1994年に発売されたKodak DCS 460は,市販された一体型のデジタル一眼レフカメラとして,はじめて600万画素の撮像素子をもつものであった。その発売には,フィルムでの撮影をデジタルカメラでの撮影にほぼ置きかえられる可能性があったという,大きな意味が存在した。ただ,発売当時の日本国内での価格は349万円と高価だったため,デジタルカメラでの撮影が普及するには,もう少しのちのことになる。
その後,よく知られているように,デジタルカメラに使われる撮像素子の画素数は、少しずつ増加していく。もちろん,画素数が多ければ多いほど大きなサイズにプリント出力するのに好都合となる。それでも,トリミングの余裕を考慮しても,600万画素の2倍である1200万画素もあれば一般的な用途として困ることは,ほとんどないだろう。また,撮像素子の面積にもいろいろな規格が存在した。ライカ判サイズ(36mm×24mm)のものであれば,フィルムを使い慣れてきた身としては,同じような感覚で使える。Kodak DCS Pro 14nというデジタルカメラは,とても都合がよいものなのである。
しかし,Kodak DCS Pro 14nは,発売から20年が経過した製品である。専用のバッテリーはとうに劣化が進んでいて,セルを入れ替えて延命させている(2017年5月16日の日記を参照)。確保していた充電器は,2台とも故障した(2023年9月30日の日記を参照)。たぶん,コンデンサの劣化だろう。カメラそのものも,2台あったうちの1台は,シャッターのメカニズムが寿命を迎えたようである(2024年4月1日の日記を参照)。そろそろ,つぎのライカ判サイズの撮像素子をもった,デジタル一眼レフカメラを確保しておきたいところである。

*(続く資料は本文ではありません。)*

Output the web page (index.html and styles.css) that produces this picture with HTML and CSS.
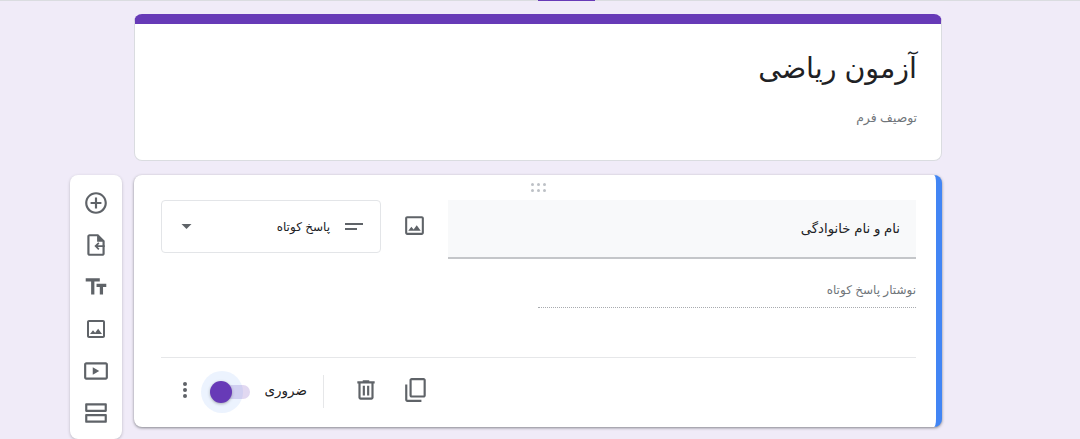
FILE: index.html
```html
<!DOCTYPE html>
<html lang="fa">
<head>
<meta charset="utf-8">
<title>آزمون ریاضی</title>
<link rel="stylesheet" href="styles.css">
</head>
<body>
<header class="topline"><span class="tab-mark"></span></header>
<main class="canvas">
  <section class="card title-card">
    <h1 class="form-title" dir="rtl">آزمون ریاضی</h1>
    <p class="form-desc" dir="rtl">توصیف فرم</p>
  </section>
  <div class="question-row">
    <nav class="toolbar">
      <button class="tool"><svg viewBox="0 0 24 24"><path d="M13 7h-2v4H7v2h4v4h2v-4h4v-2h-4V7zm-1-5C6.480 2 2 6.480 2 12s4.480 10 10 10 10-4.480 10-10S17.520 2 12 2zm0 18c-4.410 0-8-3.590-8-8s3.590-8 8-8 8 3.590 8 8-3.590 8-8 8z"/></svg></button>
      <button class="tool"><svg viewBox="0 0 24 24"><path d="M14 2H6c-1.100 0-2 .9-2 2v16c0 1.100.9 2 2 2h12c1.100 0 2-.9 2-2V8l-6-6zm4 18H6V4h7v5h5v11z"/><path d="M20 12.200v1.600h-6.400l1.600 1.600-1.100 1.100-3.600-3.500 3.600-3.500 1.100 1.100-1.600 1.600z"/></svg></button>
      <button class="tool"><svg viewBox="0 0 24 24"><path d="M2.500 4v3h5v12h3V7h5V4h-13zm19 5h-9v3h3v7h3v-7h3V9z"/></svg></button>
      <button class="tool img-tool"><svg viewBox="0 0 24 24"><path d="M19 5v14H5V5h14m0-2H5c-1.100 0-2 .9-2 2v14c0 1.100.9 2 2 2h14c1.100 0 2-.9 2-2V5c0-1.100-.9-2-2-2zm-4.860 8.860l-3 3.870L9 13.140 6 17h12l-3.860-5.140z"/></svg></button>
      <button class="tool"><svg viewBox="0 0 24 24"><path d="M21 4H3c-1.100 0-2 .9-2 2v12c0 1.100.9 2 2 2h18c1.100 0 2-.9 2-2V6c0-1.100-.9-2-2-2zm0 14H3V6h18v12z"/><path d="M9 8.500v7l6-3.500z"/></svg></button>
      <button class="tool"><svg viewBox="0 0 24 24"><path d="M21 3H3c-.6 0-1 .4-1 1v6c0 .6.4 1 1 1h18c.6 0 1-.4 1-1V4c0-.6-.4-1-1-1zm-1 6H4V5h16v4zM21 13H3c-.6 0-1 .4-1 1v6c0 .6.4 1 1 1h18c.6 0 1-.4 1-1v-6c0-.6-.4-1-1-1zm-1 6H4v-4h16v4z"/></svg></button>
    </nav>
    <section class="card question-card">
      <div class="drag"><i></i><i></i><i></i><i></i><i></i><i></i></div>
      <div class="q-head">
        <div class="type-select">
          <svg class="caret" viewBox="0 0 10 5"><path d="M0 0l5 5 5-5z"/></svg>
          <span class="type-label" dir="rtl">پاسخ کوتاه</span>
          <svg class="lines" viewBox="0 0 18 7"><path d="M0 0h18v2H0zM0 5h12v2H0z"/></svg>
        </div>
        <button class="img-btn"><svg viewBox="0 0 24 24"><path d="M19 5v14H5V5h14m0-2H5c-1.100 0-2 .9-2 2v14c0 1.100.9 2 2 2h14c1.100 0 2-.9 2-2V5c0-1.100-.9-2-2-2zm-4.860 8.860l-3 3.870L9 13.140 6 17h12l-3.860-5.140z"/></svg></button>
        <div class="q-title" dir="rtl">نام و نام خانوادگی</div>
      </div>
      <div class="answer" dir="rtl">نوشتار پاسخ کوتاه</div>
      <footer class="q-foot">
        <button class="more"><i></i><i></i><i></i></button>
        <span class="switch"><span class="track"></span><span class="halo"></span><span class="knob"></span></span>
        <span class="req" dir="rtl">ضروری</span>
        <span class="vsep"></span>
        <button class="foot-btn trash"><svg viewBox="0 0 24 24"><path d="M15 4V3H9v1H4v2h1v13c0 1.100.9 2 2 2h10c1.100 0 2-.9 2-2V6h1V4h-5zm2 15H7V6h10v13z"/><path d="M9 8h2v9H9zM13 8h2v9h-2z"/></svg></button>
        <button class="foot-btn copy"><svg viewBox="0 0 24 24"><path d="M19 1H8c-1.100 0-2 .9-2 2v14c0 1.100.9 2 2 2h11c1.100 0 2-.9 2-2V3c0-1.100-.9-2-2-2zm0 16H8V3h11v14z"/><path d="M2 7v14c0 1.100.9 2 2 2h13v-2H4V7z"/></svg></button>
      </footer>
    </section>
  </div>
</main>
</body>
</html>
```
FILE: styles.css
```css
* { box-sizing: border-box; }
html, body { margin: 0; height: 439px; overflow: hidden; }
body {
  background: #f0ebf8;
  font-family: "Liberation Sans", "DejaVu Sans", sans-serif;
  color: #202124;
}
button { border: 0; background: none; padding: 0; display: flex; align-items: center; justify-content: center; }
svg { display: block; fill: #5f6368; }

.topline { height: 1px; background: #dadce0; display: flex; justify-content: center; }
.tab-mark { width: 57px; height: 1px; background: #673ab7; margin-left: 53px; flex: none; }

.canvas { padding: 13px 0 0 70px; }
.card { background: #fff; border-radius: 8px; }

.title-card {
  margin-left: 64px;
  width: 808px;
  height: 147px;
  border: 1px solid #dadce0;
  border-top: 10px solid #673ab7;
  padding: 24px 24px 0;
}
.form-title { margin: 0; font-size: 28.500px; font-weight: 400; line-height: 40px; }
.form-desc { margin: 21px 0 0; font-size: 12.400px; line-height: 18px; color: #70757a; }

.question-row { display: flex; align-items: flex-start; gap: 12px; margin-top: 14px; }

.toolbar {
  width: 52px;
  height: 264px;
  flex: none;
  background: #fff;
  border-radius: 8px;
  padding-top: 7px;
  box-shadow: 0 1px 3px rgba(60, 64, 67, .3);
  display: flex;
  flex-direction: column;
}
.tool { height: 42px; width: 52px; flex: none; }
.tool svg { width: 26px; height: 26px; }
.img-tool svg { width: 24px; height: 24px; }

.question-card {
  width: 808px;
  height: 252px;
  border-right: 6px solid #4285f4;
  padding: 25px 20px 0 27px;
  box-shadow: 0 1px 3px rgba(60, 64, 67, .6);
  position: relative;
  display: flex;
  flex-direction: column;
}
.drag {
  position: absolute;
  left: 397px;
  top: 8px;
  display: grid;
  grid-template-columns: repeat(3, 3px);
  gap: 3px 3px;
}
.drag i { width: 3px; height: 3px; border-radius: 50%; background: #bdc1c6; }

.q-head { display: flex; align-items: flex-start; }
.type-select {
  width: 220px;
  height: 53px;
  border: 1px solid #e3e5e8;
  border-radius: 4px;
  display: flex;
  align-items: center;
  padding: 0 17px 0 19px;
}
.caret { width: 11px; height: 5px; }
.type-label { margin-left: auto; font-size: 12px; color: #202124; }
.lines { width: 18px; height: 7px; margin-left: 15px; }
.img-btn { width: 67px; height: 50px; }
.img-btn svg { width: 25px; height: 25px; }
.q-title {
  width: 468px;
  height: 59px;
  background: #f8f9fa;
  border-bottom: 2px solid #c4c6c9;
  padding: 20px 16px 0;
  font-size: 13.300px;
  line-height: 18px;
  color: #202124;
  text-align: right;
}

.answer {
  width: 378px;
  margin: 22px 0 0 377px;
  height: 27px;
  border-bottom: 1px dotted #a8abaf;
  font-size: 12px;
  line-height: 18px;
  color: #70757a;
}

.q-foot {
  margin-top: 49px;
  height: 69px;
  border-top: 1px solid #e6e7e9;
  display: flex;
  align-items: center;
  padding-bottom: 1px;
}
.more { width: 6px; height: 20px; margin: 0 0 3px 21px; flex-direction: column; gap: 2px; }
.more i { width: 4px; height: 4px; border-radius: 50%; background: #5f6368; flex: none; }
.switch { position: relative; width: 28px; height: 14px; margin-left: 34px; }
.track { position: absolute; inset: 0; border-radius: 7px; background: #e1d8f1; }
.halo { position: absolute; left: -21px; top: -14px; width: 42px; height: 42px; border-radius: 50%; background: rgba(66, 133, 244, .1); }
.knob { position: absolute; left: -12px; top: -4px; width: 22px; height: 22px; border-radius: 50%; background: #673ab7; box-shadow: 0 1px 3px rgba(60, 64, 67, .4); }
.req { margin: 0 0 3px 13px; width: 44px; font-size: 13.500px; text-align: right; color: #202124; white-space: nowrap; }
.vsep { width: 1px; height: 33px; background: #e6e7e9; margin-left: 16px; }
.foot-btn svg { width: 26px; height: 26px; }
.foot-btn { margin-bottom: 3px; }
.trash { margin-left: 29px; width: 26px; }
.copy { margin-left: 24px; width: 26px; }
```
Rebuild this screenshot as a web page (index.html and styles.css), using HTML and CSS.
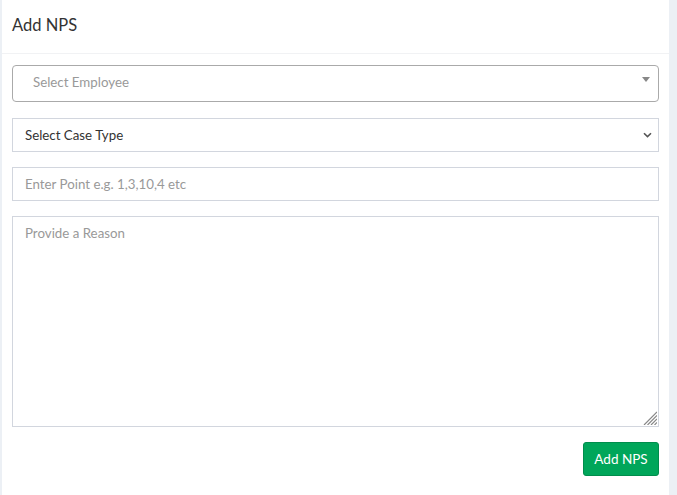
FILE: index.html
```html
<!DOCTYPE html>
<html>
<head>
<meta charset="utf-8">
<link rel="stylesheet" href="styles.css">
</head>
<body>
<div class="page">
  <div class="card">
    <div class="card-header">Add NPS</div>
    <div class="card-body">
      <div class="group">
        <div class="select2">
          <span class="s2-placeholder">Select Employee</span>
          <span class="s2-arrow"></span>
        </div>
      </div>
      <div class="group">
        <div class="select">
          <span>Select Case Type</span>
          <svg class="chev" width="9" height="6" viewBox="0 0 9 6"><path d="M1 1.2 L4.5 4.6 L8 1.2" fill="none" stroke="#555" stroke-width="1.6"/></svg>
        </div>
      </div>
      <div class="group">
        <input class="control" type="text" placeholder="Enter Point e.g. 1,3,10,4 etc">
      </div>
      <div class="group area-wrap">
        <textarea class="control area" placeholder="Provide a Reason"></textarea>
        <svg class="grip" width="14" height="14" viewBox="0 0 14 14"><path d="M1 14 L14 1 M4.5 14 L14 4.5 M8 14 L14 8 M11.5 14 L14 11.5" stroke="#888" stroke-width="1.2" fill="none"/></svg>
      </div>
      <div class="actions">
        <button class="btn">Add NPS</button>
      </div>
    </div>
  </div>
</div>
</body>
</html>
```
FILE: styles.css
```css
* { box-sizing: border-box; }
html, body { margin: 0; padding: 0; }
body {
  background: #ecf0f5;
  font-family: "Lato", "Open Sans", sans-serif;
  color: #212529;
}
.page {
  padding: 0 8px 0 2px;
  min-height: 495px;
  display: flex;
}
.card {
  background: #fff;
  flex: 1;
  display: flex;
  flex-direction: column;
}
.card-header {
  height: 54px;
  padding: 0 10px 3px;
  display: flex;
  align-items: center;
  font-size: 16.5px;
  color: #333;
  border-bottom: 1px solid #f1f2f4;
}
.card-body {
  padding: 11px 10px 19px 10px;
  flex: 1;
}
.group { margin-bottom: 15px; }
.group:first-child { margin-bottom: 16px; }
.select2 {
  height: 37px;
  border: 1px solid #aaa;
  border-radius: 4px;
  position: relative;
  display: flex;
  align-items: center;
  padding: 0 0 3px 20px;
  font-size: 13.3px;
}
.s2-placeholder { color: #999; }
.s2-arrow {
  position: absolute;
  right: 8px;
  top: 11px;
  width: 0; height: 0;
  border-left: 4px solid transparent;
  border-right: 4px solid transparent;
  border-top: 5px solid #888;
}
.select {
  height: 34px;
  border: 1px solid #d2d6de;
  display: flex;
  align-items: center;
  justify-content: space-between;
  padding: 0 6px 1px 12px;
  font-size: 13.3px;
  color: #333;
}
.chev { margin-top: 1px; }
.control {
  display: block;
  width: 100%;
  height: 34px;
  border: 1px solid #d2d6de;
  border-radius: 0;
  padding: 6px 12px;
  font-family: inherit;
  font-size: 13.3px;
  color: #555;
  outline: none;
}
.control::placeholder { color: #999; }
.area-wrap { position: relative; }
.area {
  height: 211px;
  resize: none;
  padding: 8px 12px;
}
.grip {
  position: absolute;
  right: 2px;
  bottom: 2px;
}
.actions {
  display: flex;
  justify-content: flex-end;
}
.btn {
  width: 76px;
  height: 34px;
  background: #00a65a;
  border: 1px solid #008d4c;
  border-radius: 3px;
  color: #fff;
  font-family: inherit;
  font-size: 13.5px;
  padding: 0;
}
```
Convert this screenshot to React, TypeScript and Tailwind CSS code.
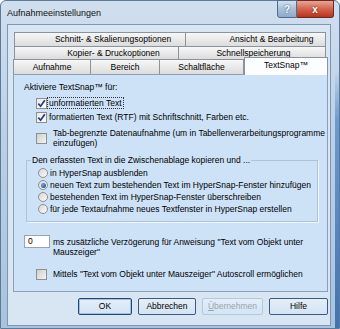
import React from "react";

const Check = ({ checked }: { checked?: boolean }) => (
	<span
		className={
			"w-[11px] h-[11px] shrink-0 border border-[#8e8f8f] flex items-center justify-center " +
			(checked
				? "bg-[linear-gradient(135deg,#e9e9e9,#ffffff)]"
				: "bg-[linear-gradient(135deg,#cfcfcf,#f4f4f4)]")
		}
	>
		{checked && (
			<svg width="9" height="9" viewBox="0 0 9 9">
				<path d="M1.3 4.6 L3.6 7.2 L7.8 1.2" stroke="#1f3f7d" strokeWidth="1.7" fill="none" />
			</svg>
		)}
	</span>
);

const Radio = ({ checked }: { checked?: boolean }) => (
	<span className="w-[10px] h-[10px] shrink-0 rounded-full border border-[#8c8f93] bg-[linear-gradient(135deg,#d6d6d6,#fbfbfb)] flex items-center justify-center">
		{checked && <span className="w-[5px] h-[5px] rounded-full bg-[radial-gradient(circle_at_35%_35%,#6fa6e0,#123f80)]" />}
	</span>
);

const Tab = ({ label, w, pl, first }: { label: string; w: string; pl?: string; first?: boolean }) => (
	<div
		className={
			"h-full flex items-center justify-center border-t border-r border-[#8b939c] bg-[linear-gradient(to_bottom,#f7f7f7,#dcdcdc)] " +
			w +
			" " +
			(pl || "") +
			(first ? " border-l" : "")
		}
	>
		{label}
	</div>
);

const Btn = ({ label, w, disabled, def }: { label: React.ReactNode; w: string; disabled?: boolean; def?: boolean }) => (
	<div
		className={
			"h-[17px] flex items-center justify-center rounded-[2px] border bg-[linear-gradient(to_bottom,#e4eef8,#d3e4f5)] " +
			w +
			(disabled
				? " border-[#b3c9df] text-[#9aa4ae]"
				: def
					? " border-[#27466c] shadow-[inset_0_0_0_1px_#9fc0e4]"
					: " border-[#3b5a80]")
		}
	>
		{label}
	</div>
);

export default function App() {
	return (
		<div className="w-[340px] h-[329px] overflow-hidden font-['Liberation_Sans',Arial,sans-serif] text-[8.5px] text-black">
			<div className="w-full h-full flex flex-col pl-[6px] pr-[8px] pb-[2px] rounded-t-[6px] border border-[#5d7a9a] bg-[linear-gradient(to_bottom,transparent_70px,#6d9bd0_120px,#3f74b2),linear-gradient(to_bottom,#d0dfee,#bcd0e6_40%,#a9c3de)] bg-[length:4px_100%,100%_100%] bg-[position:right_top,left_top] bg-no-repeat">
				{/* title bar */}
				<div className="h-[23px] flex items-start shrink-0">
					<span className="mt-[6px] ml-[0px] leading-[12px] text-[9px] text-[#111]">Aufnahmeeinstellungen</span>
					<div className="ml-auto -mr-[3px] -mt-[1px] flex">
						<div className="w-[20px] h-[18px] rounded-bl-[3px] border border-[#4f6c8c] bg-[linear-gradient(to_bottom,#d3e1ef,#a8c0da_50%,#8eaacb)] flex items-center justify-center text-[10px] font-bold text-white [text-shadow:0_0_2px_#2c4a6e]">
							?
						</div>
						<div className="w-[37px] h-[18px] rounded-br-[3px] border border-l-0 border-[#6b2a22] bg-[linear-gradient(to_bottom,#e9a595,#d4634d_50%,#b9331f)] flex items-center justify-center text-[10px] font-bold text-white [text-shadow:0_0_2px_#5a1a10]">
							x
						</div>
					</div>
				</div>

				{/* client area */}
				<div className="flex-1 border border-[#7d96b2] bg-[#d8e6f4] flex flex-col pl-[5px] pt-[7px]">
					<div className="w-[315px] flex flex-col">
						<div className="flex h-[14px] ml-[1px]">
							<Tab first label="Schnitt- & Skalierungsoptionen" w="w-[172px]" pl="pl-[26px]" />
							<Tab label="Ansicht & Bearbeitung" w="w-[140px]" pl="pl-[32px]" />
						</div>
						<div className="flex h-[13px] ml-[1px]">
							<Tab first label="Kopier- & Druckoptionen" w="w-[165px]" pl="pl-[34px]" />
							<Tab label="Schnellspeicherung" w="w-[147px]" pl="pl-[3px]" />
						</div>
						<div className="flex h-[15px] items-end">
							<Tab first label="Aufnahme" w="w-[78px]" />
							<Tab label="Bereich" w="w-[69px]" />
							<Tab label="Schaltfläche" w="w-[84px]" />
							<div className="relative z-10 w-[84px] h-[18px] -mb-[1px] border border-b-0 border-[#8b939c] bg-[#fbfdff] flex items-center justify-center pb-[3px]">
								TextSnap™
							</div>
						</div>

						{/* panel */}
						<div className="h-[218px] border border-[#8ba0b8] bg-[#cde2f7] flex flex-col pt-[7px]">
							<div className="ml-[10px] leading-[11px]">Aktiviere TextSnap™ für:</div>
							<div className="flex items-center h-[12px] mt-[4px] ml-[22px] gap-[1px]">
								<Check checked />
								<span className="px-[1px] leading-[10px] outline outline-1 outline-dotted outline-[#333]">unformatierten Text</span>
							</div>
							<div className="flex items-center h-[12px] mt-[2px] ml-[22px] gap-[2px]">
								<Check checked />
								<span className="leading-[11px]">formatierten Text (RTF) mit Schriftschnitt, Farben etc.</span>
							</div>
							<div className="flex items-center mt-[5px] ml-[22px] gap-[6px]">
								<Check />
								<div className="leading-[10px]">
									<div>Tab-begrenzte Datenaufnahme (um in Tabellenverarbeitungsprogramme</div>
									<div>einzufügen)</div>
								</div>
							</div>

							<fieldset className="mt-[7px] ml-[12px] w-[292px] border border-[#aec3d9] pt-[1px] pb-[6px] shadow-[1px_1px_0_#eef5fc]">
								<legend className="ml-[4px] px-[1px] leading-[11px]">Den erfassten Text in die Zwischenablage kopieren und ...</legend>
								{[
									["in HyperSnap ausblenden", false],
									["neuen Text zum bestehenden Text im HyperSnap-Fenster hinzufügen", true],
									["bestehenden Text im HyperSnap-Fenster überschreiben", false],
									["für jede Textaufnahme neues Textfenster in HyperSnap erstellen", false],
								].map(([t, c]) => (
									<div key={t as string} className="flex items-center h-[12px] ml-[11px] gap-[2px]">
										<Radio checked={c as boolean} />
										<span className="leading-[11px]">{t}</span>
									</div>
								))}
							</fieldset>

							<div className="flex mt-[13px] ml-[10px] gap-[3px]">
								<div className="w-[26px] h-[13px] shrink-0 border border-[#9aa3ae] bg-white pl-[3px] leading-[11px]">0</div>
								<div className="leading-[10px] mt-[2px]">
									<div>ms zusätzliche Verzögerung für Anweisung "Text vom Objekt unter</div>
									<div>Mauszeiger"</div>
								</div>
							</div>

							<div className="flex items-center h-[11px] mt-[12px] ml-[22px] gap-[6px]">
								<Check />
								<span className="leading-[11px]">Mittels "Text vom Objekt unter Mauszeiger" Autoscroll ermöglichen</span>
							</div>
						</div>
					</div>

					{/* buttons */}
					<div className="flex justify-end gap-[6px] mt-[6px] pr-[2px]">
						<Btn def label="OK" w="w-[54px]" />
						<Btn label="Abbrechen" w="w-[58px]" />
						<Btn
							disabled
							label={
								<span>
									<span className="underline">Ü</span>bernehmen
								</span>
							}
							w="w-[61px]"
						/>
						<Btn label="Hilfe" w="w-[59px]" />
					</div>
				</div>
			</div>
		</div>
	);
}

そこでまずは,比較的お手頃な価格で入手できそうなNikon D600について,価格の動きを注目しておくことにした。「難あり」とされるものはかなり安価に入手できそうであるが,ダイアルにガタがあるなど,使用するにあたって大きな問題となりそうなものばかりである。そんなおりに見かけたものが,「難あり」であるがかなり安価に思えたNikon D800である。どこに「難あり」なのか説明を確認すると,どうやら付属のバッテリーパックが劣化してしまっているところ以外は,外観の問題ばかりのようであった。バッテリーパックは所詮は消耗品だし,予備も確保しておきたいから,どのみち1つ2つは購入しておきたいものである。その結果として,「デジタルカメラというものは,1200万画素もあれば十分である」と主張しながらも,3600万画素という機種をお迎えするに至ったのであった。